UPDATE: Ronald Grigor Suny has an op-ed in the NYT (April 23rd) on “The cost of Turkey’s genocide denial.”
2nd UPDATE: Ronald Grigor Suny has another piece, this an excerpt in TDB (April 24th) from his new book (see above), “Yes, the slaughter of Armenians was genocide.” The lede: “The Turkish government may not want to admit it, but the murder and removal of millions of Armenians was genocide.”
3rd UPDATE: Sabancı University political science professor Ayşe Kadıoğlu has a most interesting essay in OpenDemocracy (April 24th), “Skeletons in the Turkish closet: remembering the Armenian Genocide.” The lede: “Just like the skeletons that were discovered in Diyarbakır in 2012 nearly 100 years after they were buried, Turkey’s past is haunting its future and demanding that we remember the tragic events of the Armenian Genocide.”
4th UPDATE: Le Monde dated April 23rd has an eight-page supplement on the “Génocide des Arméniens,” in which there’s a full-page interview with Boğaziçi University historian Edhem Eldem, who was one of the organizers of the groundbreaking 2005 Istanbul conference on the Armenian genocide, the first ever held in Turkey on the subject.

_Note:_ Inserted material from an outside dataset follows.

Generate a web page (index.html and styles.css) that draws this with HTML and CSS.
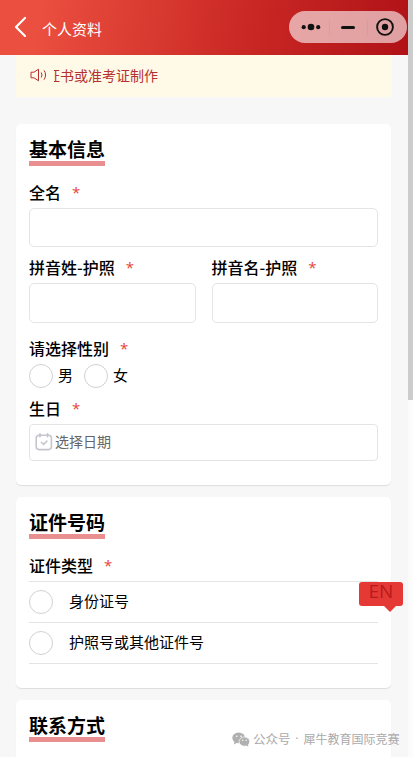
FILE: index.html
```html
<!DOCTYPE html>
<html lang="zh-CN">
<head>
    <meta charset="UTF-8">
    <meta name="viewport" content="width=device-width, initial-scale=1.0">
    <title>个人资料</title>
    <link rel="stylesheet" href="styles.css">
</head>
<body>
    <header class="navbar">
        <svg class="back" width="13" height="22" viewBox="0 0 13 22">
            <path d="M11 2L2 11l9 9" fill="none" stroke="#fff" stroke-width="2.2" stroke-linecap="round" stroke-linejoin="round"/>
        </svg>
        <span class="navbar-title">个人资料</span>
        <svg class="capsule" width="118" height="32" viewBox="0 0 118 32">
            <rect width="118" height="32" rx="16" fill="#fff" fill-opacity="0.6"/>
            <path d="M40.5 8v17M78.5 8v17" stroke="#d59a9b" stroke-opacity="0.6"/>
            <g fill="#111">
                <circle cx="14.7" cy="16.2" r="2.1"/>
                <circle cx="22" cy="16" r="3.3"/>
                <circle cx="29.2" cy="16.2" r="2.1"/>
                <rect x="52" y="15" width="14" height="3" rx="1.5"/>
                <circle cx="96" cy="16" r="3.2"/>
            </g>
            <circle cx="96" cy="16" r="7.9" fill="none" stroke="#111" stroke-width="1.9"/>
        </svg>
    </header>

    <main class="page">
        <div class="notice">
            <svg class="speaker" width="18" height="14" viewBox="0 0 18 14" fill="none" stroke="#b5302f">
                <path d="M1 4.2h3l4.500-3v11.600l-4.500-3H1zM11.300 4.500q1.400 2.500 0 5M14 2.300q3.200 4.700 0 9.400" stroke-linejoin="round"/>
            </svg>
            <div class="notice-window"><span class="notice-text">证书或准考证制作</span></div>
        </div>

        <section class="card">
            <h2 class="card-title">基本信息</h2>
            <label class="label" for="fullname">全名<span class="required">*</span></label>
            <input class="input" id="fullname" type="text">
            <div class="row">
                <div class="col">
                    <label class="label" for="surname">拼音姓-护照<span class="required">*</span></label>
                    <input class="input input-tall" id="surname" type="text">
                </div>
                <div class="col">
                    <label class="label" for="givenname">拼音名-护照<span class="required">*</span></label>
                    <input class="input input-tall" id="givenname" type="text">
                </div>
            </div>
            <div class="label label-gender">请选择性别<span class="required">*</span></div>
            <div class="genders">
                <label class="gender"><span class="radio"></span><span class="choice">男</span></label>
                <label class="gender"><span class="radio"></span><span class="choice">女</span></label>
            </div>
            <div class="label label-birthday">生日<span class="required">*</span></div>
            <div class="date">
                <svg width="18" height="18" viewBox="0 0 18 18" fill="none" stroke="#c5c5cf" stroke-linecap="round">
                    <rect x="1.200" y="2.200" width="15.200" height="14.400" rx="3" stroke-width="1.6"/>
                    <path d="M5 1v2.500M12.500 1v2.500" stroke-width="1.8"/>
                    <path d="M6.300 9.200l2.300 2.200 3.300-3.300" stroke-width="1.5"/>
                </svg>
                <span>选择日期</span>
            </div>
        </section>

        <section class="card">
            <h2 class="card-title">证件号码</h2>
            <div class="label">证件类型<span class="required">*</span></div>
            <div class="options">
                <label class="option"><span class="radio"></span><span class="choice">身份证号</span></label>
                <label class="option"><span class="radio"></span><span class="choice">护照号或其他证件号</span></label>
            </div>
        </section>

        <section class="card">
            <h2 class="card-title">联系方式</h2>
        </section>
    </main>

    <div class="lang">EN</div>
    <div class="watermark">
        <svg width="18" height="15" viewBox="0 0 18 15">
            <ellipse cx="6.7" cy="5.8" rx="6.4" ry="5.4" fill="#b0b0b0"/>
            <path d="M2.5 9L2 12.500l3.500-2z" fill="#b0b0b0"/>
            <ellipse cx="12.400" cy="9.600" rx="5.300" ry="4.600" fill="#b0b0b0" stroke="#fff" stroke-width="0.7"/>
            <path d="M13.500 13l2.800 1.700-.4-2.700z" fill="#b0b0b0"/>
            <g fill="#fff">
                <circle cx="4.700" cy="4.300" r="0.8"/>
                <circle cx="9" cy="4.300" r="0.8"/>
                <circle cx="10.700" cy="8.300" r="0.7"/>
                <circle cx="14.200" cy="8.300" r="0.7"/>
            </g>
        </svg>
        <span class="watermark-kind">公众号</span>
        <span class="watermark-dot">·</span>
        <span class="watermark-name">犀牛教育国际竞赛</span>
    </div>
    <div class="scrollbar"><div class="thumb"></div></div>
</body>
</html>
```
FILE: styles.css
```css
* {
    box-sizing: border-box;
}
body {
    margin: 0;
    height: 757px;
    overflow: hidden;
    position: relative;
    background-color: #f7f7f7;
    color: #000;
    font-family: "Noto Sans CJK SC", sans-serif;
    font-size: 15px;
}
.navbar {
    display: flex;
    align-items: center;
    width: 408px;
    height: 55px;
    padding: 0 1px 1px 14px;
    background: linear-gradient(100deg, #eb4f3f 10%, #c92824 60%, #b01217 100%);
}
.back {
    flex: none;
}
.navbar-title {
    margin-left: 15px;
    padding-top: 3px;
    line-height: 22px;
    color: #fff;
}
.capsule {
    margin-left: auto;
    flex: none;
}
.page {
    width: 408px;
    padding: 0 17px 0 16px;
}
.notice {
    display: flex;
    align-items: center;
    width: 376px;
    height: 42px;
    margin-bottom: 27px;
    padding: 0 0 2px 14px;
    background-color: #fffae8;
    color: #b5302f;
}
.notice-window {
    margin-left: 6px;
    overflow: hidden;
}
/* scrolling text, partly past the left edge of its window */
.notice-text {
    display: block;
    margin-left: -8px;
    font-size: 14px;
    line-height: 22px;
}
.card {
    margin-bottom: 12px;
    padding: 13px 13px 24px;
    background-color: #fff;
    border-radius: 5px;
    box-shadow: 0 1px 1px rgba(0, 0, 0, 0.1);
}
.card-title {
    width: 76px;
    height: 29px;
    margin: 0 0 12px;
    border-bottom: 5px solid #ea8f90;
    font-size: 19px;
    font-weight: bold;
    line-height: 23px;
    white-space: nowrap;
}
.label {
    display: flex;
    height: 30px;
    font-size: 16px;
    font-weight: 500;
    line-height: 28px;
    white-space: nowrap;
}
.required {
    margin-left: 11px;
    color: #e64340;
    font-family: "Open Sans", sans-serif;
    font-size: 15px;
    font-weight: normal;
    line-height: 28px;
}
.input {
    display: block;
    width: 100%;
    height: 39px;
    padding: 0 8px;
    border: 1px solid #e4e4e4;
    border-radius: 5px;
    outline: none;
    background-color: #fff;
}
.input-tall {
    height: 40px;
}
.row {
    display: flex;
    gap: 16px;
    margin-top: 6px;
}
.col {
    flex: 1;
}
.label-gender {
    margin-top: 11px;
}
.genders {
    display: flex;
    gap: 11px;
}
.gender {
    display: flex;
    align-items: center;
    gap: 5px;
    height: 24px;
}
.choice {
    padding-bottom: 2px;
    line-height: 22px;
}
.radio {
    flex: none;
    width: 24px;
    height: 24px;
    border: 1px solid #d1d1d1;
    border-radius: 50%;
}
.label-birthday {
    margin-top: 6px;
}
.date {
    display: flex;
    align-items: center;
    gap: 2px;
    height: 37px;
    padding: 0 0 2px 5px;
    border: 1px solid #e4e4e4;
    border-radius: 4px;
    color: #666;
    font-size: 14px;
    line-height: 20px;
}
.date span {
    padding-bottom: 2px;
}
.options {
    border-top: 1px solid #e4e4e4;
}
.option {
    display: flex;
    align-items: center;
    gap: 16px;
    height: 41px;
    border-bottom: 1px solid #e4e4e4;
}
/* floating language switch */
.lang {
    position: absolute;
    left: 359px;
    top: 582px;
    width: 44px;
    height: 24px;
    border-radius: 3px;
    background-color: #e53935;
    color: #b71c1c;
    font-family: "Open Sans", sans-serif;
    font-size: 19px;
    line-height: 18px;
    text-align: center;
}
.lang::after {
    content: "";
    position: absolute;
    left: 25px;
    top: 24px;
    border: 6px solid transparent;
    border-top-color: #e53935;
    border-bottom: 0;
}
.watermark {
    position: absolute;
    left: 232px;
    top: 729px;
    display: flex;
    align-items: center;
    height: 20px;
    color: #aaa;
    font-size: 12.5px;
    line-height: 20px;
    white-space: nowrap;
}
.watermark-kind {
    margin-left: 3px;
}
.watermark-dot {
    width: 13px;
    font-family: "Open Sans", sans-serif;
    text-align: center;
}
.watermark-name {
    font-size: 12px;
}
.scrollbar {
    position: absolute;
    right: 0;
    top: 0;
    width: 5px;
    height: 757px;
    background-color: #fcfcfc;
}
.thumb {
    height: 400px;
    background-color: #ccc;
}
```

In view of the century-long brainwashing of Turks as to what to happened to the Armenians in the final years of the Ottoman Empire and the hyper-nationalism in Turkey—which is constitutive of the Turkish national identity—he is not optimistic that the Turkish state will recognize the fact of the genocide in the foreseeable future.
5th UPDATE: The website Public Books has a review essay (May 1st) on Ronald Grigor Suny’s book by Christine Philliou, Associate Professor of Ottoman and Modern Turkish History at Columbia University, “The Armenian genocide and the politics of knowledge.”